Os dez distritos que mais captaram em São Paulo foram Pinheiros, Jardim Paulista, Consolação, República, Bela Vista, Itaim Bibi, Vila Mariana, Moema, Alto de Pinheiros e Perdizes. Juntos, esses dez distritos nobres acumularam 61,1% do valor nominal da captação.
O fato de um projeto ser tocado por uma entidade localizada no centro expandido de São Paulo não significa necessariamente que esse projeto cultural será executado somente naqueles territórios. Gestores culturais ligados a grandes organizações também executam a partir de São Paulo projetos culturais pelo Brasil todo. Além disso, muitos dos projetos não resultam em espetáculos, mas podem se tornar publicações, gravações de discos ou uma infinidade de outros produtos culturais.
Allan Dantas, coordenador da pesquisa, afirma também que, embora alguns projetos possam ser geridos do centro, mas executados na periferia, o poder decisão sobre aquele produto cultural virá de alguém de um bairro nobre.
Marcelo Zarzuela faz parte do time de gestão do Bloco do Beco e atua como captador de recursos. “A pesquisa começou a partir conversa de boteco. A gente começou a se perguntar quem aqui do nosso entorno, da zona sul, que está acessando esse dinheiro? Aí a gente foi contando nos dedos da mão e não preencheu uma mão”, ele diz.
“A partir daí, a gente começou a mergulhar nos dados disponíveis pelo Ministério da Cultura e entender que, se a gente achava que era ruim, descobrimos que é muito pior”, diz Zarzuela. “A gente recebeu alguns parceiros que captaram no centro e executaram na periferia. O ponto é que ninguém da periferia é contratado para esse processo. Ou seja, o dinheiro circula onde o CNPJ captou”, diz.

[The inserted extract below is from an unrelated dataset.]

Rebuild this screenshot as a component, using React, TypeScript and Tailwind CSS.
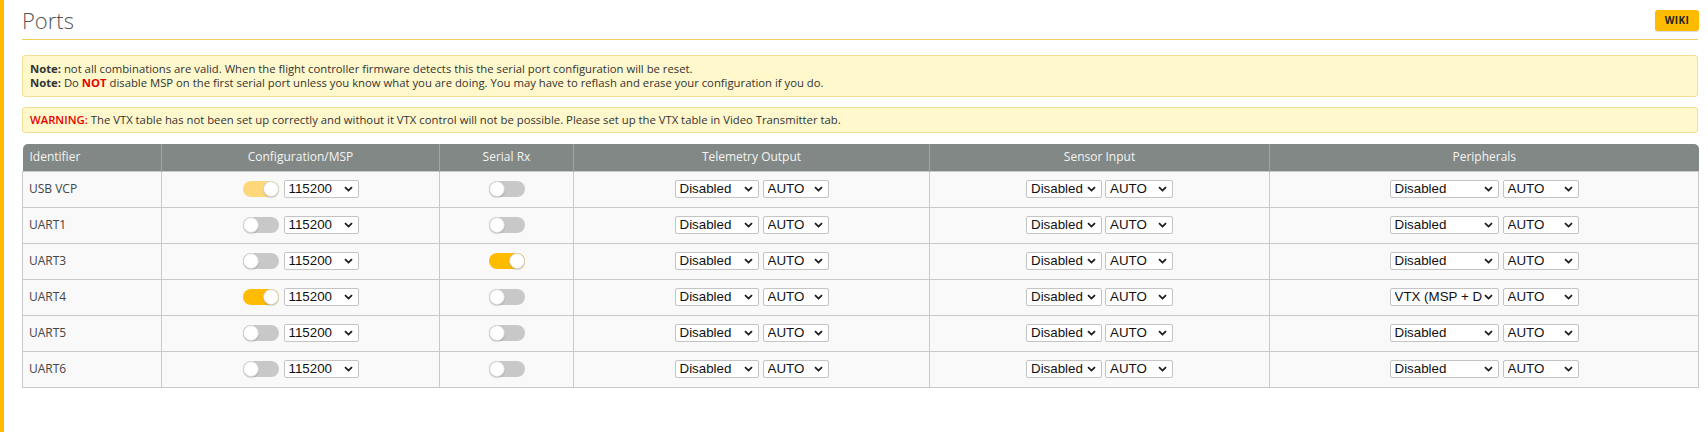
import React from 'react';

type Port = {
  id: string;
  msp: boolean;
  mspLocked?: boolean;
  rx: boolean;
  peripheral: string;
};

const ports: Port[] = [
  { id: 'USB VCP', msp: true, mspLocked: true, rx: false, peripheral: 'Disabled' },
  { id: 'UART1', msp: false, rx: false, peripheral: 'Disabled' },
  { id: 'UART3', msp: false, rx: true, peripheral: 'Disabled' },
  { id: 'UART4', msp: true, rx: false, peripheral: 'VTX (MSP + D' },
  { id: 'UART5', msp: false, rx: false, peripheral: 'Disabled' },
  { id: 'UART6', msp: false, rx: false, peripheral: 'Disabled' },
];

function Toggle({ on, locked }: { on: boolean; locked?: boolean }) {
  const track = on ? (locked ? 'bg-[#fdd77a]' : 'bg-[#ffbb00]') : 'bg-[#c8c8c8]';
  return (
    <span className={`inline-flex h-[16px] w-[36px] rounded-full ${track} ${on ? 'justify-end' : 'justify-start'}`}>
      <span className="h-[16px] w-[16px] rounded-full bg-white border border-[#d6d6d6] shadow-[0_1px_1px_rgba(0,0,0,0.15)]" />
    </span>
  );
}

function Chevron() {
  return (
    <svg width="9" height="6" viewBox="0 0 9 6" className="shrink-0">
      <path d="M1 1.2 L4.5 4.6 L8 1.2" fill="none" stroke="#1a1a1a" strokeWidth="1.8" />
    </svg>
  );
}

function FakeSelect({ value, width }: { value: string; width: string }) {
  return (
    <span
      className={`inline-flex h-[18px] ${width} items-center justify-between rounded-[2px] border border-[#c4c4c4] bg-white pl-[4px] pr-[5px] font-['Liberation_Sans',Arial,sans-serif] text-[13.33px] leading-none text-[#111] overflow-hidden whitespace-nowrap`}
    >
      <span className="overflow-hidden">{value}</span>
      <Chevron />
    </span>
  );
}

export default function App() {
  return (
    <div className="min-h-[432px] w-[1708px] bg-white border-l-4 border-[#ffbb00] pl-[18px] pr-[10px] font-['Open_Sans',sans-serif] text-[#333]">
      <div className="flex h-[40px] items-start justify-between border-b border-[#f3cf5a]">
        <h1 className="mt-[6px] text-[22px] font-light leading-[28px] text-[#555]">Ports</h1>
        <span className="mt-[10px] mr-[-1px] inline-flex h-[21px] w-[44px] items-center justify-center rounded-[3px] bg-[#ffbb00] text-[10px] font-bold tracking-[0.4px] text-[#222] shadow-[0_1px_1px_rgba(0,0,0,0.15)]">
          WIKI
        </span>
      </div>

      <div className="mt-[15px] rounded-[3px] border border-[#f3df8f] bg-[#fff8cc] px-[7px] py-[6px] text-[11.3px] leading-[14px] text-[#333]">
        <p>
          <b>Note:</b> not all combinations are valid. When the flight controller firmware detects this the serial port configuration will be reset.
        </p>
        <p>
          <b>Note:</b> Do <b className="text-[#e60000]">NOT</b> disable MSP on the first serial port unless you know what you are doing. You may have to reflash and erase your configuration if you do.
        </p>
      </div>

      <div className="mt-[10px] rounded-[3px] border border-[#f3df8f] bg-[#fff8cc] px-[7px] py-[5px] text-[11.3px] leading-[14px] text-[#333]">
        <b className="font-semibold text-[#e60000]">WARNING:</b> The VTX table has not been set up correctly and without it VTX control will not be possible. Please set up the VTX table in Video Transmitter tab.
      </div>

      <table className="mt-[11px] w-[1676px] table-fixed border-collapse text-[12px]">
        <colgroup>
          <col className="w-[139px]" />
          <col className="w-[278px]" />
          <col className="w-[134px]" />
          <col className="w-[356px]" />
          <col className="w-[340px]" />
          <col className="w-[429px]" />
        </colgroup>
        <thead>
          <tr className="h-[27px] bg-[#828885] text-[#f4f4f4]">
            <th className="rounded-tl-[5px] pl-[7px] text-left font-normal">Identifier</th>
            <th className="border-l border-[#a2a6a4] font-normal">Configuration/MSP</th>
            <th className="border-l border-[#a2a6a4] font-normal">Serial Rx</th>
            <th className="border-l border-[#a2a6a4] font-normal">Telemetry Output</th>
            <th className="border-l border-[#a2a6a4] font-normal">Sensor Input</th>
            <th className="rounded-tr-[5px] border-l border-[#a2a6a4] font-normal">Peripherals</th>
          </tr>
        </thead>
        <tbody className="bg-[#f9f9f9]">
          {ports.map((p) => (
            <tr key={p.id} className="h-[36px] border border-[#c9c9c9]">
              <td className="border border-[#c9c9c9] pl-[6px] text-[#444]">{p.id}</td>
              <td className="border border-[#c9c9c9]">
                <div className="flex items-center justify-center gap-[5px]">
                  <Toggle on={p.msp} locked={p.mspLocked} />
                  <FakeSelect value="115200" width="w-[75px]" />
                </div>
              </td>
              <td className="border border-[#c9c9c9]">
                <div className="flex justify-center">
                  <Toggle on={p.rx} />
                </div>
              </td>
              <td className="border border-[#c9c9c9]">
                <div className="flex items-center justify-center gap-[4px]">
                  <FakeSelect value="Disabled" width="w-[84px]" />
                  <FakeSelect value="AUTO" width="w-[66px]" />
                </div>
              </td>
              <td className="border border-[#c9c9c9]">
                <div className="flex items-center justify-center gap-[3px]">
                  <FakeSelect value="Disabled" width="w-[76px]" />
                  <FakeSelect value="AUTO" width="w-[68px]" />
                </div>
              </td>
              <td className="border border-[#c9c9c9]">
                <div className="flex items-center justify-center gap-[4px]">
                  <FakeSelect value={p.peripheral} width="w-[109px]" />
                  <FakeSelect value="AUTO" width="w-[76px]" />
                </div>
              </td>
            </tr>
          ))}
        </tbody>
      </table>
    </div>
  );
}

Para a advogada especializada em cultura Aline Akemi Freitas, há um esforço para buscar a desconcentração de recursos por parte da do Ministério da Cultura no âmbito da Rouanet. Exemplos são programas como Rouanet das Favelas, Rouanet do Nordeste e Retomada Cultural RS. Há ainda, segundo ela, diálogo do ministério com algumas empresas que têm lançado editais para abarcar projetos com públicos e territórios menos beneficiados pelo mecanismo.
A advogada concorda que a própria natureza do mecanismo de incentivo fiscal da Rouanet colabora para que, muitas vezes, prevaleçam interesses do mercado, mas ela lembra que a raiz do problema pode estar na forma como a lei foi cultivada ao longo de seus mais de 30 anos.
A Lei Rouanet foi criada com três mecanismos de financiamento a ações culturais, mas só um deles vingou de fato —o fomento indireto pelo incentivo fiscal, que acabou virando sinônimo da lei.
Os outros dois mecanismos são o fomento direto pelo Fundo Nacional de Cultura, e o Ficart, que seria um fundo de investimento. “O Ficart nunca saiu do papel e o FNC sofreu muito contingenciamento ao longo da sua história, dificultando ou inviabilizando esse equilíbrio entre os mecanismos”, diz Freitas.
Segundo ela, o FNC deveria fazer esse equilíbrio de balança. A Política Nacional Aldir Blanc (PNAB), que tem recursos do FNC, tem sido usada para tentar melhorar esses desequilíbrios, ela acrescenta.
No entanto, com a aprovação do projeto de Lei Orçamentária Anual (PLOA) para 2025, em março, a Aldir Blanc sofreu um corte orçamentário de 84%. O governo afirma que irá completar essa baixa com recursos vindos de outras fontes, com a abertura de créditos suplementares.